Embriaguez II


Despedimo-nos da psicanálise no momento em que essa fica presa à produção de fantasmas para a realização do desejo. Ou seja, logo que haja uma nova excitação, produzir-se-á, graças à ligação que foi estabelecida na primeira experiência de satisfação, uma moção psíquica que procurará reinvestir a imagem mnésica dessa percepção (e até mesmo invocá-la), isto é, estabelecer a situação da primeira satisfação: a essa moção, a psicanálise vai chamar desejo; o reaparecimento da percepção é a “realização do desejo”.
A procura do objeto no real é inteiramente orientada por essa relação com os sinais. É a articulação desses sinais que constitui aquele correlativo do desejo que é a fantasia. A dependência nasceria desse complexo sistema: marcas mnêmicas que produzem a ilusão de um objeto perdido, dependência física em relação à química, incapacidade do usuário em lidar com suas questões existenciais etc.
O experimentador em Castañeda não está em busca dos fantasmas, não é esse o propósito da experimentação, a busca de um objeto perdido, mas de uma faculdade perdida, da capacidade de tocar outros mundos, de experimentar outras realidades. No caso de Don Juan de Malta, trata-se da abertura à imaginação, e ele tinha consciência disso. Não é o caso de acreditar em uma alucinação, que seria outra coisa; trata-se de um saber consciente.
O saber imaginante é uma consciência que procura transcender-se, colocar-se em relação com um externo. Não para afirmar sua verdade – aí teríamos apenas um julgamento –, mas colocando seu conteúdo como existente, por meio de certa espessura do real que lhe sirva de representante. O personagem conceitual de Castañeda fala de dois mundos: o mundo tonal e o mundo nagual. São duas realidades distintas que atravessam os indivíduos.
O mundo tonal é o mundo das formas que inclui tudo o que é pensado. “Somos um sentimento, uma consciência encerrada ali”, toda forma de conhecimento se encontra no mundo tonal. O que o guerreiro busca na relação com a mescalina é romper as barreiras que mantêm a consciência confinada no interior das muralhas do mundo tonal. A existência do mundo tonal é que abre as condições de possibilidades de adentrar em outro mundo, o mundo naqual, do qual falaremos mais adiante. É que, para se sair do mundo, distanciar-se dele, é preciso ter entrado nele. Daí a importância desse duplo da consciência imaginante (tonal/nagual), que é constituir um mundo como totalidade material sensível e debruçar-se sobre a eternidade, imaginada como fora de alcance em relação a esse mundo tonal.

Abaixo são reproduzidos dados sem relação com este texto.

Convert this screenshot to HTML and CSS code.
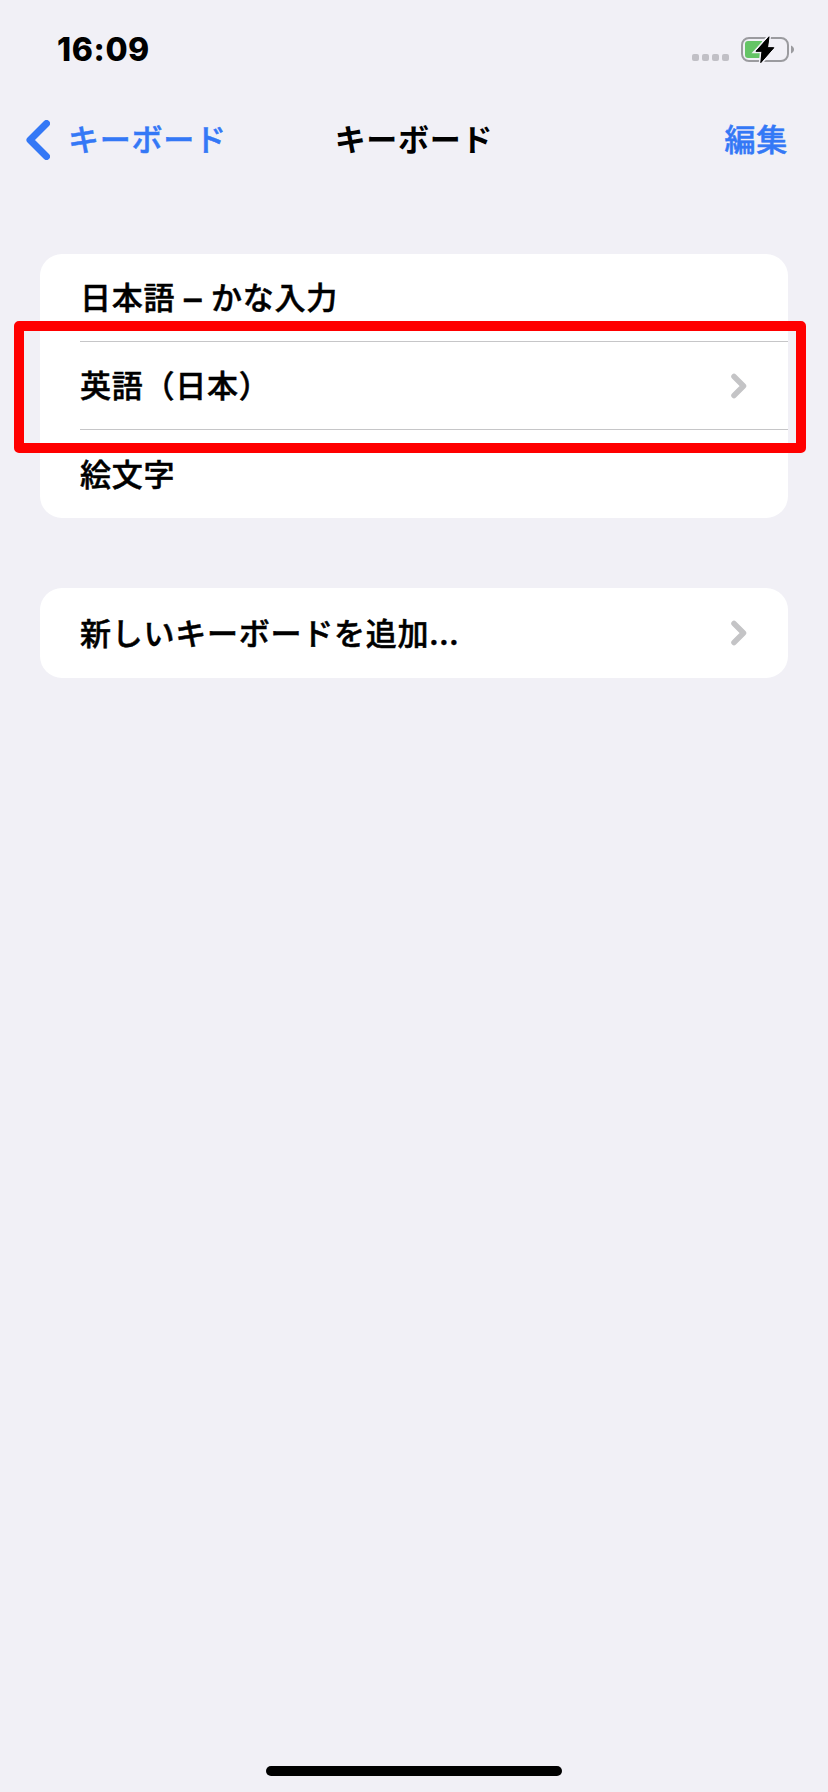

Sartre diz o seguinte: “Para que uma consciência possa imaginar, é preciso que, por sua própria natureza, possa escapar ao mundo, é preciso que possa extrair de si mesma uma posição de recuo em relação ao mundo.” É preciso estar no mundo, mas, ao mesmo tempo, saber que a situação de estar no mundo esconde (um) outro mundo em que as relações de sujeito e objeto estão suspensas.